Heading into Super Bowl 50, Cam Newton was the story. Today, Cam Newton is still the story. The Panthers quarterback came in hot, emboldened and eager to take on the burden of transforming his sport. In last night’s game, Newton ran smack-dab into a ferocious Denver Broncos defense and never really got on track. Cam Newton lost. And he certainly didn’t make things any easier for himself.

It’s been obvious all along that a Panthers loss would unleash a wave of pent-up vitriol. Even if Newton had played exceptionally, his critics would have found some leverage. He could have been his usual unimpeachable self on the field and some still would have found ample reason to blame the team’s performance on dabbing or brightly colored pants.

Except Cam Newton didn’t just lose a football game. His play was thoroughly unremarkable, even dismal at times. The Panthers were stifled by Denver and failed to respond or adapt accordingly. Newton made only a handful of big plays and spent most of the game running for his life behind the line of scrimmage. His body language was dismal. He danced out of the way of a late-game fumble that could’ve given the Panthers a shot at a comeback. And when it came time to talk to the media, Newton was brusque and dismissive before walking off abruptly when he overheard Bronco Chris Harris ask, “Can [Cam Newton] throw the football?”

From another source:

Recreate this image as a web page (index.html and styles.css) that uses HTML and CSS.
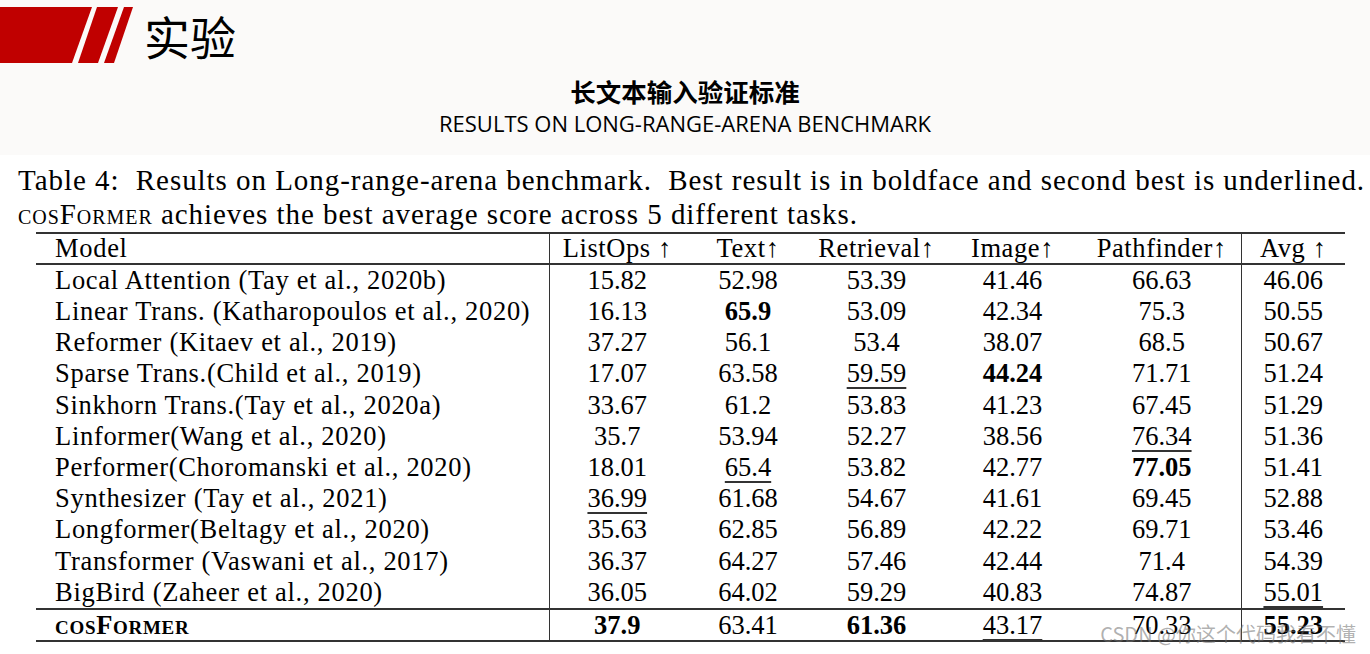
FILE: index.html
```html
<!DOCTYPE html>
<html lang="zh-CN">
<head>
  <meta charset="UTF-8">
  <title>实验</title>
  <meta name="viewport" content="width=device-width,initial-scale=1">
  <link rel="stylesheet" href="styles.css">
</head>
<body>

  <!-- 顶部标题栏 -->
  <header class="banner">
    <div class="title-row">
      <svg class="logo" width="133" height="56" viewBox="0 0 133 56">
        <polygon points="0,0 92,0 72,56 0,56" fill="#c00000"/>
        <polygon points="97,0 118,0 98,56 78,56" fill="#c00000"/>
        <polygon points="124,0 133,0 114,56 104,56" fill="#c00000"/>
      </svg>
      <h1>实验</h1>
    </div>
    <div class="subtitle">
      <div class="zh">长文本输入验证标准</div>
      <div class="en">RESULTS ON LONG-RANGE-ARENA BENCHMARK</div>
    </div>
  </header>

  <!-- 论文表格 -->
  <section class="paper">
    <p class="caption">
      Table 4:&nbsp; Results on Long-range-arena benchmark.&nbsp; Best result is in boldface and second best is underlined.<br>
      <span class="sc">cosFormer</span> achieves the best average score across 5 different tasks.
    </p>

    <table class="results">
      <colgroup>
        <col class="c-model">
        <col class="c-listops">
        <col class="c-text">
        <col class="c-retrieval">
        <col class="c-image">
        <col class="c-path">
        <col class="c-avg">
      </colgroup>
      <thead>
        <tr>
          <th class="model">Model</th>
          <th>ListOps ↑</th>
          <th>Text↑</th>
          <th>Retrieval↑</th>
          <th>Image↑</th>
          <th class="last">Pathfinder↑</th>
          <th>Avg ↑</th>
        </tr>
      </thead>
      <tbody>
        <tr><td class="model">Local Attention (Tay et al., 2020b)</td><td>15.82</td><td>52.98</td><td>53.39</td><td>41.46</td><td class="last">66.63</td><td>46.06</td></tr>
        <tr><td class="model">Linear Trans. (Katharopoulos et al., 2020)</td><td>16.13</td><td><b>65.9</b></td><td>53.09</td><td>42.34</td><td class="last">75.3</td><td>50.55</td></tr>
        <tr><td class="model">Reformer (Kitaev et al., 2019)</td><td>37.27</td><td>56.1</td><td>53.4</td><td>38.07</td><td class="last">68.5</td><td>50.67</td></tr>
        <tr><td class="model">Sparse Trans.(Child et al., 2019)</td><td>17.07</td><td>63.58</td><td><u>59.59</u></td><td><b>44.24</b></td><td class="last">71.71</td><td>51.24</td></tr>
        <tr><td class="model">Sinkhorn Trans.(Tay et al., 2020a)</td><td>33.67</td><td>61.2</td><td>53.83</td><td>41.23</td><td class="last">67.45</td><td>51.29</td></tr>
        <tr><td class="model">Linformer(Wang et al., 2020)</td><td>35.7</td><td>53.94</td><td>52.27</td><td>38.56</td><td class="last"><u>76.34</u></td><td>51.36</td></tr>
        <tr><td class="model">Performer(Choromanski et al., 2020)</td><td>18.01</td><td><u>65.4</u></td><td>53.82</td><td>42.77</td><td class="last"><b>77.05</b></td><td>51.41</td></tr>
        <tr><td class="model">Synthesizer (Tay et al., 2021)</td><td><u>36.99</u></td><td>61.68</td><td>54.67</td><td>41.61</td><td class="last">69.45</td><td>52.88</td></tr>
        <tr><td class="model">Longformer(Beltagy et al., 2020)</td><td>35.63</td><td>62.85</td><td>56.89</td><td>42.22</td><td class="last">69.71</td><td>53.46</td></tr>
        <tr><td class="model">Transformer (Vaswani et al., 2017)</td><td>36.37</td><td>64.27</td><td>57.46</td><td>42.44</td><td class="last">71.4</td><td>54.39</td></tr>
        <tr><td class="model">BigBird (Zaheer et al., 2020)</td><td>36.05</td><td>64.02</td><td>59.29</td><td>40.83</td><td class="last">74.87</td><td><u>55.01</u></td></tr>
      </tbody>
      <tfoot>
        <tr><td class="model"><b class="sc">cosFormer</b></td><td><b>37.9</b></td><td>63.41</td><td><b>61.36</b></td><td><u>43.17</u></td><td class="last">70.33</td><td><b>55.23</b></td></tr>
      </tfoot>
    </table>

    <span class="watermark">CSDN @你这个代码我看不懂</span>
  </section>

</body>
</html>
```

FILE: styles.css
```css
* { box-sizing: border-box; }
body {
  margin: 0;
  background: #fff;
  color: #000;
  font-family: "Liberation Serif", "Times New Roman", serif;
}

/* -------- 顶部标题栏 -------- */
.banner {
  height: 155px;
  background: #fbfaf9;
  padding-top: 7px;
}
.title-row {
  display: flex;
  align-items: center;
  height: 56px;
}
.logo { display: block; }
.title-row h1 {
  margin: 0 0 0 11px;
  font-family: "Noto Sans CJK SC", sans-serif;
  font-weight: 400;
  font-size: 46px;
  line-height: 1;
}
.subtitle {
  text-align: center;
  margin-top: 13px;
}
.subtitle .zh {
  font-family: "Noto Sans CJK SC", sans-serif;
  font-weight: 700;
  font-size: 25.5px;
  line-height: 30px;
}
.subtitle .en {
  font-family: "Open Sans", "Noto Sans", sans-serif;
  font-size: 22px;
  line-height: 28px;
  margin-top: 3px;
}

/* -------- 论文表格 -------- */
.paper {
  position: relative;
  height: 499px;
}
.caption {
  margin: 0;
  padding: 8px 0 0 18px;
  font-size: 29px;
  line-height: 34px;
  letter-spacing: 0.95px;
  white-space: nowrap;
}
.sc { font-variant: small-caps; }

.results {
  margin: 1px 0 0 36px;
  width: 1309px;
  table-layout: fixed;
  border-collapse: collapse;
  font-size: 26.5px;
  border-top: 2px solid #333;
  border-bottom: 2px solid #333;
}
.c-model { width: 513px; }
.c-listops { width: 136px; }
.c-text { width: 126px; }
.c-retrieval { width: 131px; }
.c-image { width: 141px; }
.c-path { width: 158px; }
.c-avg { width: 104px; }

.results th,
.results td {
  padding: 0;
  text-align: center;
  font-weight: 400;
  white-space: nowrap;
}
.results th {
  height: 31px;
  line-height: 29px;
  letter-spacing: 0.6px;
}
.results tbody td { height: 31.2px; line-height: 31px; }
.results tfoot td { height: 31px; line-height: 29px; padding-top: 1px; }
.results thead tr { border-bottom: 2px solid #333; }
.results tfoot tr { border-top: 2px solid #333; }
.results .model {
  text-align: left;
  padding-left: 19px;
  letter-spacing: 0.7px;
  border-right: 1px solid #333;
}
.results .last { border-right: 1px solid #333; }
.results b { font-weight: 700; }
.results u {
  text-decoration-thickness: 2px;
  text-underline-offset: 5px;
  text-decoration-color: #333;
}

.watermark {
  position: absolute;
  right: 14px;
  bottom: 6px;
  font-family: "Noto Sans CJK SC", sans-serif;
  font-size: 20px;
  color: rgba(110, 110, 110, 0.55);
}
```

Because Cam Newton is Cam Newton, today’s conversation has been utterly devoid of any nuance or complexity. Nobody’s leaping to his defense as a football player, perhaps because that one play looked so bad and said so much about his mind-set by the end of the game. Instead, this press conference has become as polarizing as the man himself. On one side, you’ve got takedowns casting Newton as a petulant child and a failed role model. On the other, there are Cam apologists who even before the backlash took shape, were minimizing the incident. Talking to the media is trivial, Newton was overcome with emotion, and really, who wouldn’t sulk on the what will probably be the single worst day of his football life?

The difference between today and a week ago, though, is that this time around, there are good reasons to find fault with Cam Newton. There’s also still cause to be protective of him, as some seize on the opportunity to make an example of an athlete who did so much to challenge football’s orthodoxy. Anyone interested in the truth of the matter must acknowledge a series of contradictions: It’s possible to find fault with Cam Newton’s behavior without assigning it any moral value. It’s possible to think (wish, even) that he could have handled himself better while fully acknowledging that Newton knew a media firestorm lay ahead of him. And we can talk about what we’ve learned about Cam Newton as an athlete without indicting him as a human being.

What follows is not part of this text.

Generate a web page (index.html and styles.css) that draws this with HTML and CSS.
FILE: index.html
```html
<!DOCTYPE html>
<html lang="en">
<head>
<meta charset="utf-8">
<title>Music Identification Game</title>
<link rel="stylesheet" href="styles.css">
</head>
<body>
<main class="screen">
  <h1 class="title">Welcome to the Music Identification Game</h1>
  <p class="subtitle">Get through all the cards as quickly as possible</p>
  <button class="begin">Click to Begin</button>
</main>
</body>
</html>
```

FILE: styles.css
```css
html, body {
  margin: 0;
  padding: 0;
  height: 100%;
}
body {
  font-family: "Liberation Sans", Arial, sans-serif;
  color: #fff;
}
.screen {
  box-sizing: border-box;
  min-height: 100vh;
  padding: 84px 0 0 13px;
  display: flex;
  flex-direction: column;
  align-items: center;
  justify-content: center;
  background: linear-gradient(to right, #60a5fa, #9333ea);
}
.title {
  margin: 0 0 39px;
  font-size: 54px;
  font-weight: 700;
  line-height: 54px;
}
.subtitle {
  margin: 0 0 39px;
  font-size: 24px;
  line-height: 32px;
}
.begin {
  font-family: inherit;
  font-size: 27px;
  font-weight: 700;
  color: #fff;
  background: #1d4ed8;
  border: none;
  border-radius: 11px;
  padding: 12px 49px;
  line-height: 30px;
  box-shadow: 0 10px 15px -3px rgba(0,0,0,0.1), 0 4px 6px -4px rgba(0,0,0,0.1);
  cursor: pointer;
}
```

... What Cam Newton chose to do tells us nothing about his character or his influence on the youth of America. We can certainly conclude, though, that the 26-year-old does not deal well with losing, to the point of disconsolation. He doesn’t yet have the composure that we expect—and to be fair, require—of someone in his position. This doesn’t make him a terrible person or a tarnished hero. Cam Newton has simply reminded us that human beings are complicated and that our tendency to paint them with a broad brush often obscures the truth of a situation.

... Cam Newton is no fool. He knew that, in the wake of defeat, his detractors would come out in full force. There was simply no way that he would get a fair shake from certain members of the assembled media, or sports talk radio, or Twitter. Even if he had come out and been the same charming, self-possessed Cam Newton we saw in his pre-game interview, there still would have been something: A reporter out to spark controversy, some small detail of speech to fixate on, or maybe even accusations that Newton was too graceful in defeat. It’s impossible to say.

What we got instead, though, was the Panthers QB not even deigning to go through the motions.

... It’s not a question of how you feel about Cam Newton but of whether, at a crucial moment in sports and culture, we’re capable of anything other than wholly simplistic thinking.

Sadly, Newton did demonstrate poor character in his postgame press conference (video here) — from his attire, to his general demeanor, to his failure to congratulate his opponents on their victory, and to his failure to directly acknowledge that he (not "we") played poorly.

As to Newton's influence on America's youth and the nation's culture, he has it, again whether he likes it or not. Based on these tweets from those interviewing him yesterday, he not only doesn't get it, he's digging in deeper:


The first statement above is especially offensive, as Newton has tagged Peyton Manning, Tom Brady, Russell Wilson and every other athlete who has been gracious in defeat, from the most accomplished to the most mediocre, a loser.

It's good that Friedman stayed away from race in discussing Newton's conduct. It's reprehensible that headlined his column as it did, because Newton's conduct isn't about race at all (though Newton himself tried to make it so before the Super Bowl). It's about (having) class.